Artificial neural networks used for reinforcement learning are structurally rigid, meaning that each optimized parameter of the network is tied to its specific placement in the network structure. It also means that a network only works with pre-defined and fixed input- and output sizes. This is a consequence of having the number of optimized parameters being directly dependent on the structure of the network. Structural rigidity limits the ability to optimize parameters of policies across multiple environments that do not share input and output spaces. Here, we evolve a set of neurons and plastic synapses each represented by a gated recurrent unit (GRU). During optimization, the parameters of these fundamental units of a neural network are optimized in different random structural configurations. Earlier work has shown that parameter sharing between units is important for making structurally flexible neurons We show that it is possible to optimize a set of distinct neuron- and synapse types allowing for a mitigation of the symmetry dilemma. We demonstrate this by optimizing a single set of neurons and synapses to solve multiple reinforcement learning control tasks simultaneously.

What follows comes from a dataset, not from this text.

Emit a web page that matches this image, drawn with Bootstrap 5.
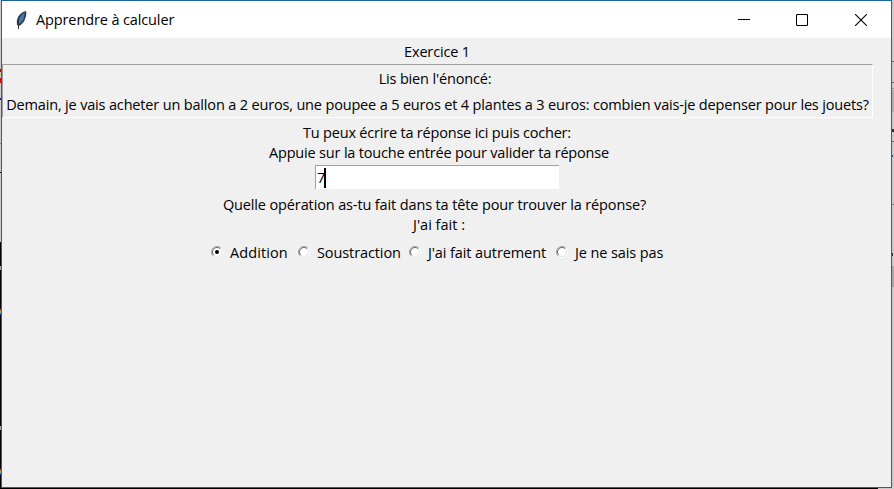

翻译：用于强化学习的人工神经网络具有结构刚性，即网络的每个优化参数都与其在网络结构中的特定位置绑定。这也意味着网络仅能适用于预定义且固定的输入和输出维度。这是由于优化参数的数量直接取决于网络结构所致。结构刚性限制了在具有不同输入输出空间的多个环境中优化策略参数的能力。本文进化了一组由门控循环单元（GRU）表示的神经元和可塑性突触。在优化过程中，神经网络这些基本单元的参数会在不同的随机结构配置中得到优化。已有研究表明，单元间的参数共享对实现结构灵活神经元至关重要。我们证明，通过优化一组不同的神经元和突触类型，可以缓解对称性困境。我们通过优化一组神经元和突触来同时解决多个强化学习控制任务，验证了该方法的有效性。